I want to know more about her, and I want to read her best poems. Because again and again I've found that the poet who reveres the word as the currency of human thought and feeling, has a charsimatic quality of language that makes mystery communicable; not as lucid clarity and definition, but as articulated longing, as holy imagination, as intellectual and spiritual humility in the presence of the sacred.

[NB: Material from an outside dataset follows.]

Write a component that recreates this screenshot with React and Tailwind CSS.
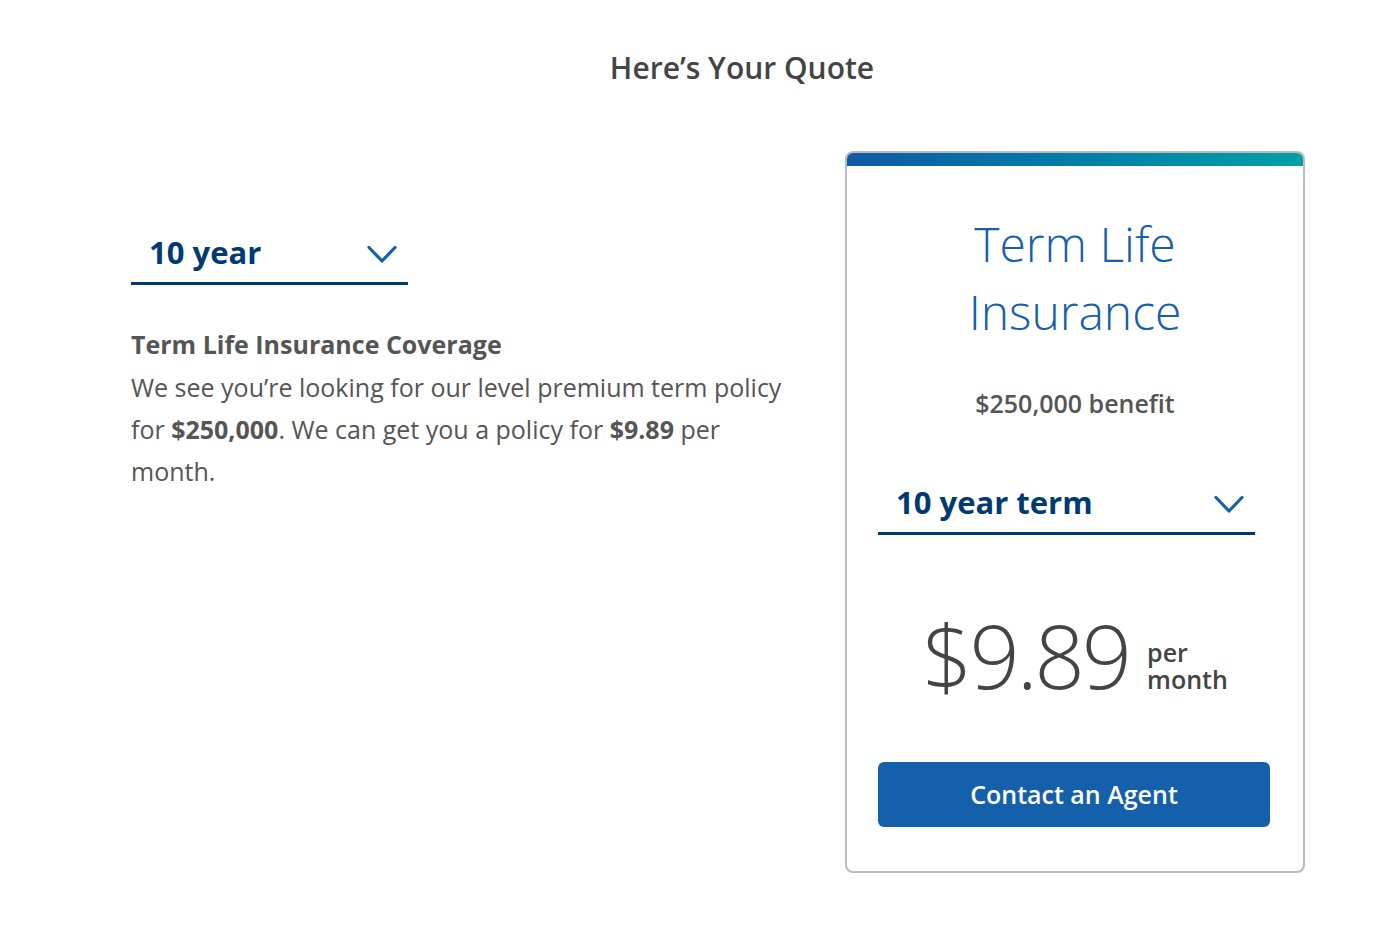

Here is one of Meynell's poems which I know well, and need to know better, because it points to a way of seeing people, and seeing Christ in and through others.
"The Unknown God”
One of the crowd went up,
And knelt before the Paten and the Cup,
Received the Lord, returned in peace,
and prayed Close to my side. Then in my heart I said:
‘O Christ, in this man’s life
This stranger who is Thine in all his strife,
All his felicity, his good and ill,
In the assaulted stronghold of his will,
‘I do confess Thee here,
Alive within this life; I know Thee near
Within this lonely conscience, closed away,
Within this brother’s solitary day.
‘Christ in his unknown heart,
His intellect unknown – this love, this art,
This battle and this peace, this destiny
That I shall never know, look upon me!
‘Christ in his numbered breath,
Christ in his beating heart and in his death,
Christ in his mystery! From that secret place
And from that separate dwelling, give me grace!’